The European region continues to be an active promoter of radiation technology in new applications including metal coatings. While metal coatings currently represent only a very small part of the UV/EB market, radiation-curing technology has several advantages over conventional coating technologies for metal that should provide opportunities for growth. Those advantages include environmental and cost performance benefits, opportunities for improving production operations and the ability to create novel coating systems with new functionalities and interesting combinations of properties. “More than ever,” states Dr. Stefan Smeets, Chairman of the Metal Working Group with RadTech-Europe, “Europe has to focus on innovation and differentiation accelerated by technology substitution and new VOC legislation to compete effectively in an increasingly global environment.
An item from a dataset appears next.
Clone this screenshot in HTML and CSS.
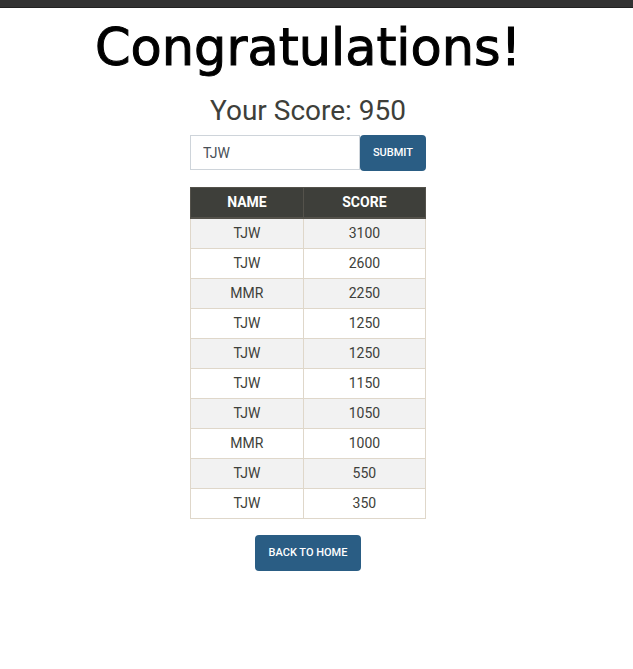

Radiation curing is one such technology that can provide real competitive advantage.” 

 

These and other real-world examples, plus an overview of the energy-curing market, a primer on energy curing coating technology and a review of recent regulations, were presented at the RTE Metal Coatings Seminar organized by RadTech-Europe in cooperation with OnderzoeksCentrum voor de Aanwending van Staal (OCAS) in January, 2011 at the OCAS head office in Zelzate, Belgium.